In 1939, Joe Kavalier, a Czech Jewish artist and amateur escape artist, flees Nazi-occupied Prague and travels to Brooklyn, where he joins his cousin Sam Clay and aunt Esther. Determined to rescue his family from Europe, Joe partners with Sam, a writer, to create a comic-book superhero known as the Escapist, whose stories encourage American resistance to fascism. Backed by businessman Sheldon Anapol, the character becomes a commercial success.

Joe meets Rose Saks, an artist working with a refugee aid organization that arranges passage for children fleeing Europe abroad a ship called the Ark of Miriam. As Joe and Rosa fall in love, they plan to secure safe passage for Joe's younger sister, Sarah. Meanwhile, Sam begins a romantic relationship with actor Tracy Bacon, who portrays the Escapist on radio. Their relationship develops privately, reflecting the constraints faced by gay men at the time.

As the Escapist franchise expands, the characters' personal lives deepen, but tragedy strikes when news arrives that the Ark of Miriam has been destroyed by German forces. Upon learning that Sarah is presumed dead, Joe suffers a public emotional collapse.

===Act 2===

Grieving the loss of his family, Joe withdraws from those around him and ultimately enlists in the military, deploying to Europe.

In New York, Sam attends a clandestine farewell gathering for Tracy before his deployment, where gay men—including prominent businessmen and a Congressman—have assembled. The gathering is raided by federal agents; Sam avoids arrest but is assaulted by an agent, leaving him deeply shaken. Rosa finds Sam in the aftermath, and the two confide in one another. She reveals that she is pregnant with Joe's child, and Sam, fearing a future alone, proposes marriage. Rosa accepts, and the two establish a life together on Long Island, raising the child and continuing the production of Escapist comics. Over the course of three years, Rose assumes an increasingly central creative role, introducing a new character, Luna Moth, inspired by Joe's stories.
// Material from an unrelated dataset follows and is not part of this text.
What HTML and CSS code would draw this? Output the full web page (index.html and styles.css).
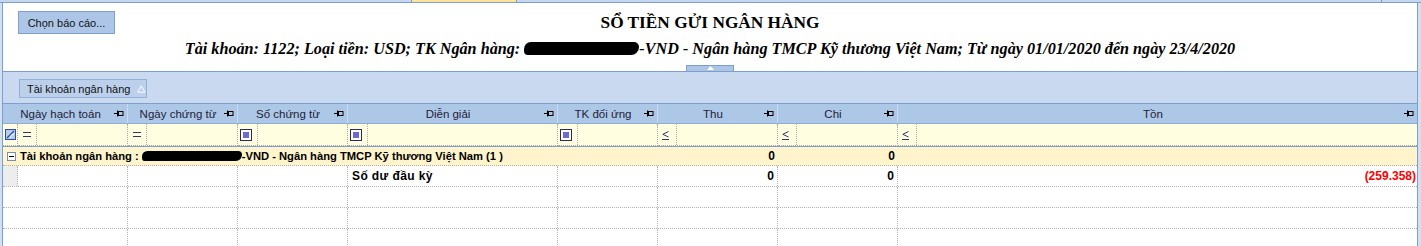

Meanwhile, Joe experiences the war firsthand in Europe and encounters Tracy, who reveals that Rosa has written to him extensively. After Tracy is killed in combat, Joe begins reading Rosa's letters and learns of his child. Guided by these revelations, he returns to the United States and reunites with Rosa, Sam, and his daughter, also named Sarah. Sam departs for California to pursue writing, beginning work on The Amazing Adventures of Kavalier & Clay.

Source

== Reception ==
Adam Nagourney for The New York Times mentions that its final two performances at the Metropolitan Opera were sold out, not a common event at the Met, and that the opera attracted particularly first-time and younger audiences. Joshua Barone, also for The New York Times, is impressed with Sher's direction and the production design, but disappointed by the music's obviousness and film music quality. Justin Davidson for Vulture praises production staff and performers, but compares the opera's musical substance unfavourably with Verdi's operas. Francisco Salazar for OperaWire was surprised how well Scheer adapted the long novel into a libretto that provided ample time for the music to develop and its poetic language. He also noted the filmic quality of much of the music, but praised the melodic lines and Bates' general treatment of the singer–orchestra balance. Salazar is particularly struck by the direction and stage design.

== Recordings ==
- Live performance broadcast (recorded October 2, 2025) for Metropolitan Opera Live in HD and Great Performances on PBS [Nézet-Séguin; Snouffer, Pierce, Mykkanen, Filończyk, Nelson] It is available for streaming as a rental or by subscription at Met Opera on Demand.